I had a focusrite Sapphire and octopre in a remote recording rig for a year. Yeah, it sounded good, but when I return to the studio, the difference it’s a lot greater than what you’re describing. I remember when I first used the unit. I was shocked at how good it sounded, much like how you describe your dpre. I would be happy with them if that was the only thing I had, and if I didn’t run a production house.

But my point still stands, take a record that has become a million dollar hit, wind back the clock, give the same engineers the same good room, a copy of Cubase, a consumer sound card and a £100 Chinese mic (or mics) and the recording will be (to 99.9% of people) just as good as the (never made!) original. Modern kit is simply good enough - the difference between a £5,000 pre-amp and a £100 pre-amp is not that great, the biggest benefit of being in a studio these days is the space itself - for under a grand you can have a home studio which will blow away anything the Beatles ever had to record with (sonically) but you won’t have the great sounding rooms. As for older stuff, a lot of reggae for instance was badly recorded in rubbish studios and sold by the million because the songs were so good.

There was a lot of other things going on back then. Music was heavily promoted for sales, so I don’t think it is a fair comparison. But I do get what you are saying.

I agree that the space in which you record is as important as the gear that you use to record. I’ve spent the past 15 years messing around with the tuning of my spaces. (1200 SQ ft, 3 recording studio rooms all tuned different and a control room) That is so important to me and my work.

Still, I will not follow you down the road that the difference in a “£5,000 pre-amp and a £100 pre-amp is not that great”. I think anything at $2000-2500 is the top end of what you would ever need. Anything higher you will not gain much. $1000-1500 for a channel or 2 is a sweet spot… Usually preamps in this range will come with tools such as bass roll off, pads, etc. and an input and output gain pot Useful tools for working with sources.

I’m trying to keep this all on topic…

PeppaPig,

I don’t know your background, what type of work you do, or the capacity of your skill set. If you are a musician that records themselves, a really nice preamp may not make any sense. Also, if your work has low track counts, you may never experience the additive sonics really good gear brings to the table. For me, typical 5 piece band generates 35-40 recorded tracks, meaning 35-40 mics through 35-40 preamps into cubase for the baseline mix arrangement. Typical track counts for these projects are 2-3 times the recorded track count number. When I moved from a digital recording board to boutique preamps and comps and eqs, the difference was startling. The cost was too.

In your signature you list a

AKG C1000S, Rode NT2A, SE2200A and 1950s Ferrograph Series 5 reel to reel (great for adding warmth to vocals!)

Did you ever think that the reason you are using Ferrograph to warm up your vocals was because you are compensating for the brightness of your condensers? And that it is the limitation of the components and the cost of them?

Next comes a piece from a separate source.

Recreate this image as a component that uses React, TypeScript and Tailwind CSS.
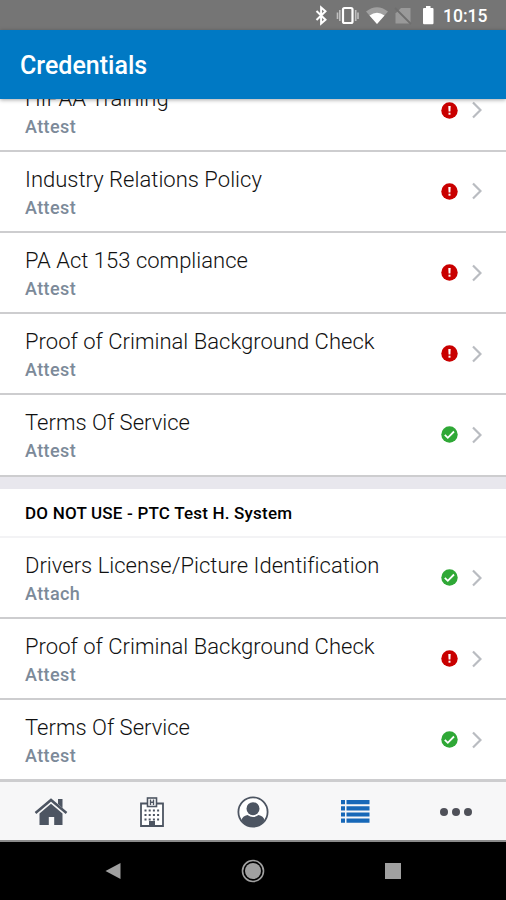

You talked about these old recordings being made with inferior equipment. Perhaps to a degree in lack of precision of manufacturing. With technical limitations of multi-tracking, a computer and DAC would have been appreciated then, but back to microphones… I highly doubt they would have taken a NT2 over a U47. Speaking of which, do a google search for “u47 capsule” and just view prices. That is for one component of the microphone. Fit that with a fet or tube stage to complete a diy microphone build and you are climbing higher. My point to this comparison is some things cost money. They just do. Even with all the different people making these and other quality capsules, none of them are inexpensive because it just isn’t possible.

I hope this doesn’t come off as being harsh or anything. I am wishing this info aids and engages people without alienating them.

Amy Winehouse used a SE2200A for most of Back To Black - does anyone complain about the vocal quality of that album? Quite the opposite - would the album have been appreciably better with a £2500 microphone? I doubt it. Yes I sometimes dump vocals to tape to warm them, it’s the harmonics I’m after - not to tame the highs - although as my number of saturation VSTs has increased I don’t feel the need to do so that much any more as I usually find what I need in the box, 95 out of a 100 radio play vocal tracks have heavy saturation applied to them, so they have £10,000 worth of hardware to track the vocal (mic+single channel of pre-amp) and then destroy the recording because it sounds “too good”; In the old days each layer of the recording/production process added noise and distortion, the best possible original recording was required to keep some fidelity, now there’s virtually no noise floor or further degradation from bouncing tracks and through reproduction, therefore you’re not fighting a losing battle trying to maintain the quality of the recording through the production chain. so my cheap microphone - just like your expensive U47 is not only good enough - but too good and needs “dirting-up” before it’s pleasing to the human ear.

The Rode is too bright for vocals but that’s because I only have small spaces to record in - it sounds great in a proper studio - but it can be sorted with EQ, I rather be taking too much of a particular frequency away rather than not having it in the first place!

Yes you do sometimes need a more versatile pre-amp I have a GA PRE-73 DLX, it has input/output gain and a 0/-7/-14/-21/-28db pad for driving the output transformer harder and 5 level HPF. The main reason for buying it was actually to make more use of my ribbon mic as it was only useful for guitars as levels were too low on vocals - other than that the UR44 pre’s sound fantastic.

My projects tend to be around 40-50 tracks and I find myself DI’ing guitars more and more these days because the quality of modern amp simulations is staggering so I’m not committing the sound of the track at the recording stage.
15 yeas ago I would rather cut my wrists than DI a guitar - times have changed, you simply couldn’t tell my DI’d guitar tracks are not recorded the old fashioned way - they sound excellent.